* MSCI Asia ex-Japan inches up, Nikkei opens up 0.2 pct
* Yen stuck in ranges after sharp swings
* BOJ ends two-day policy meet, no new easing steps expected
Asian shares steadied as investors awaited the G20 meeting of finance and central bank officials over the weekend for clues to their views about global growth and the role currencies play in the economies of individual member countries.
The MSCI's broadest index of Asia-Pacific shares outside Japan steadied, after rising 0.8 percent the day before.
Australian shares inched up 0.1 percent in cautious trade as investors awaited results from blue chip miner Rio Tinto, which could determine whether the market will continue its bull run after closing on Wednesday above 5,000 for the first time since the Lehman Brothers collapse in 2008.
South Korean shares opened 0.1 percent higher after hitting a three-week closing high and logging their biggest daily percentage gain since Jan. 2 on Wednesday as investors cheered a pause in the yen's decline.
"The break in the yen's recent weakness is expected to support the main board, as currency issues are expected to be further discussed at the G20 finance ministers' meeting," said Park Sung-hoon, an analyst at Woori Investment & Securities, of Seoul shares.
The Nikkei stock average opened up 0.2 percent after slumping 1 percent the day before when the firming yen prompted investors to take profits on exporters.
Central banks in South Korea and Japan announce policy decisions later in the session, with no change expected from either bank.
Markets in China and Taiwan remain shut for the Lunar New Year holiday but Hong Kong resumes trading on Thursday.
The dollar was down 0.2 percent to 93.15 yen after marking its highest level since May 2010 of 94.465 on Monday. The euro fell 0.3 percent to 125.22 yen, well below its peak since April 2010 of 127.71 yen touched last week.
The yen lost nearly 20 percent against the dollar between November and early February, and more than 20 percent against the euro.
The yen began its steady fall in mid-November as expectations built for a new government to take aggressive steps to bring Japan out of years of slump. Prime Minister Shinzo Abe is pushing for strong reflationary steps, pressuring the BOJ to take unprecedented expansionary measures.
The yen's rapid depreciation, after years of sharp appreciation, has drawn some criticism from overseas, with rhetoric heating up ahead of the G20 meeting, the latest coming from Russia, chair of the Group of 20 nations.
Deputy Finance Minister Sergei Storchak told reporters on Wednesday in Moscow, ahead of the G20 meeting on Friday and Saturday, that the yen was "definitely overvalued" and that "there are no signs" that Japan's monetary authorities were intervening on the foreign exchanges.

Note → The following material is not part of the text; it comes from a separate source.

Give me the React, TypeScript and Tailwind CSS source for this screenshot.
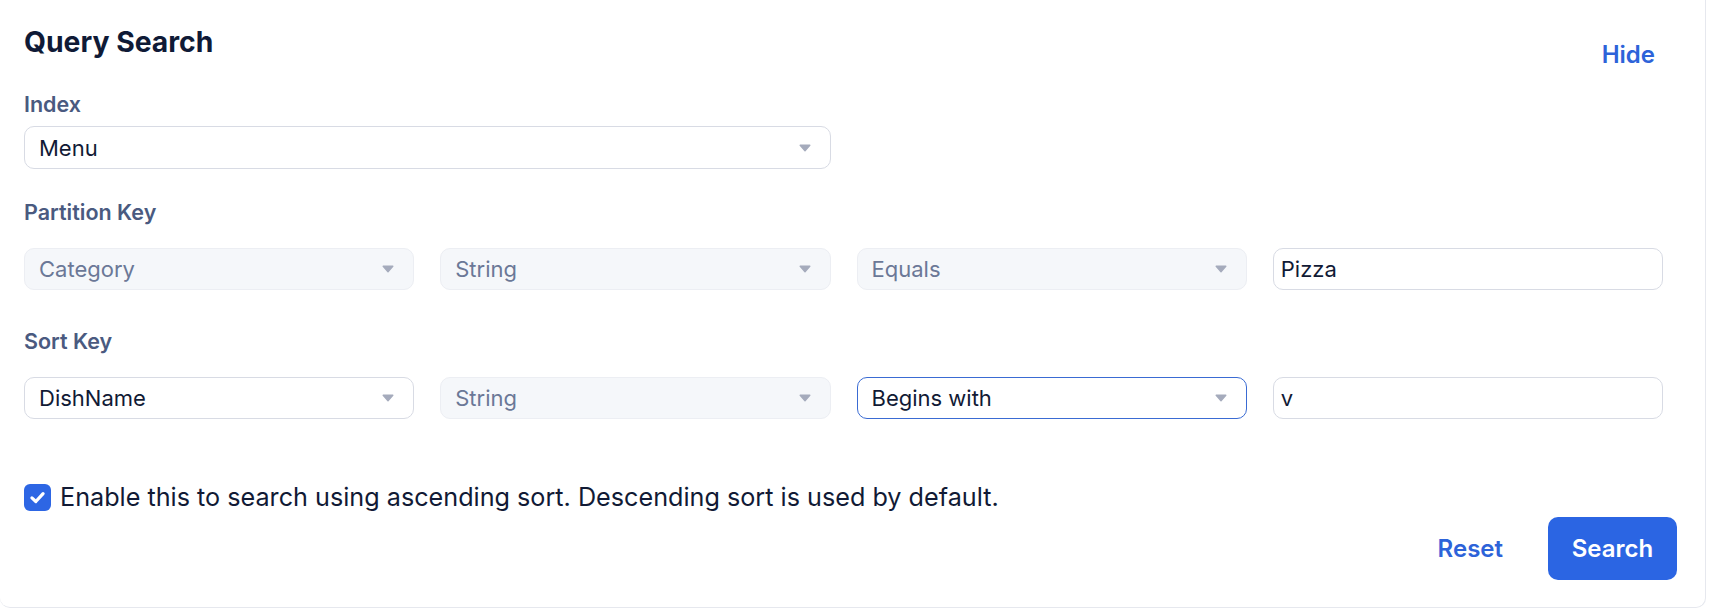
import React from "react";

function Chevron() {
  return (
    <svg width="12" height="8" viewBox="0 0 12 8" className="shrink-0">
      <path d="M1.2 1.2 H10.8 L6 6.8 Z" fill="#a5abbc" stroke="#a5abbc" strokeWidth="1.4" strokeLinejoin="round" />
    </svg>
  );
}

type SelectProps = { value: string; variant?: "normal" | "disabled" | "focused"; tall?: boolean };

function Select({ value, variant = "normal", tall }: SelectProps) {
  const tone =
    variant === "disabled"
      ? "border-[#eceef3] bg-[#f5f7fa] text-[#6b7897]"
      : variant === "focused"
      ? "border-[#3a6bd3] bg-white text-[#111a35]"
      : "border-[#d8dbe4] bg-white text-[#111a35]";
  return (
    <div
      className={`flex ${tall ? "h-[43px]" : "h-[42px]"} items-center justify-between rounded-[10px] border pl-[14px] pr-[19px] text-[22px] leading-none ${tone}`}
    >
      <span>{value}</span>
      <Chevron />
    </div>
  );
}

function TextInput({ value }: { value: string }) {
  return (
    <div className="flex h-[42px] items-center rounded-[10px] border border-[#d8dbe4] bg-white pl-[7px] text-[22px] leading-none text-[#111a35]">
      {value}
    </div>
  );
}

function Label({ children }: { children: React.ReactNode }) {
  return <div className="text-[21.5px] font-semibold leading-[26px] text-[#4a5a80]">{children}</div>;
}

export default function App() {
  return (
    <div className="min-h-[614px] bg-white font-['Inter',sans-serif]">
      <div className="w-[1706px] rounded-b-[10px] border-r border-b border-[#e6e8ee] bg-white pt-[25px] pb-[27px] pl-[24px] pr-[28px]">
        <div className="flex items-start justify-between">
          <h1 className="text-[28.3px] font-bold leading-[35px] text-[#0f1a36]">Query Search</h1>
          <button className="mt-[15px] mr-[22px] text-[24px] font-semibold leading-[29px] text-[#2d63d9]">Hide</button>
        </div>

        <div className="mr-[14px]">
          <div className="mt-[22px]">
            <Label>Index</Label>
          </div>
          <div className="mt-[9px] grid grid-cols-2 gap-[26px]">
            <Select value="Menu" tall />
          </div>

          <div className="mt-[30px]">
            <Label>Partition Key</Label>
          </div>
          <div className="mt-[23px] grid grid-cols-4 gap-[26px]">
            <Select value="Category" variant="disabled" />
            <Select value="String" variant="disabled" />
            <Select value="Equals" variant="disabled" />
            <TextInput value="Pizza" />
          </div>

          <div className="mt-[38px]">
            <Label>Sort Key</Label>
          </div>
          <div className="mt-[23px] grid grid-cols-4 gap-[26px]">
            <Select value="DishName" />
            <Select value="String" variant="disabled" />
            <Select value="Begins with" variant="focused" />
            <TextInput value="v" />
          </div>
        </div>

        <label className="mt-[63px] flex h-[30px] items-center gap-[9px]">
          <span className="flex h-[27px] w-[27px] items-center justify-center rounded-[6px] bg-[#2d66e4]">
            <svg width="19" height="19" viewBox="0 0 16 16" fill="none">
              <path d="M3.3 8.3 L6.6 11.4 L12.7 4.7" stroke="white" strokeWidth="2.7" strokeLinecap="round" strokeLinejoin="round" />
            </svg>
          </span>
          <span className="text-[25.2px] leading-[30px] text-[#111a35]">
            Enable this to search using ascending sort. Descending sort is used by default.
          </span>
        </label>

        <div className="mt-[5px] flex items-center justify-end">
          <button className="mr-[45px] text-[24px] font-semibold leading-[29px] text-[#2d63d9]">Reset</button>
          <button className="flex h-[63px] w-[129px] items-center justify-center rounded-[10px] bg-[#2b65e3] text-[24px] font-semibold leading-[29px] text-white">
            Search
          </button>
        </div>
      </div>
    </div>
  );
}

"Various interpretations this week over what the G20 may say about Japan's policy and a weak yen trend have been used as an excuse to adjust positions ahead of the meeting, and I expect forex to be in ranges," said Yuji Saito, director of foreign exchange at Credit Agricole in Tokyo.
"Currency will be discussed but I think Russia wants the meeting to focus on broader economic issues involving emerging markets as it is the G20 gathering," he said.
Traders and analysts say 90-95 yen to the dollar appeared to be a comfortable range for now, unless upside surprises emerge in the U.S. economy or Japan quickly implements unexpectedly drastic reflationary policies, both of which will swing the dollar higher above the range.
But they said any yen buyback will likely lose momentum around 87 yen, halfway between the yen's slump from mid-November to early February.
Data published on Thursday showed Japan's economy shrank 0.1 percent in October-December from the previous quarter, falling for a third straight quarter.
U.S. retail sales barely rose in the month as tax increases and higher gasoline prices restrained spending.
But sentiment in Europe improved after an Italian bond auction drew strong demand on Wednesday despite uncertainty over next week's elections, and euro zone factory output data confirmed a recovery, albeit slow.
U.S. crude was up 0.1 percent to $97.12 a barrel.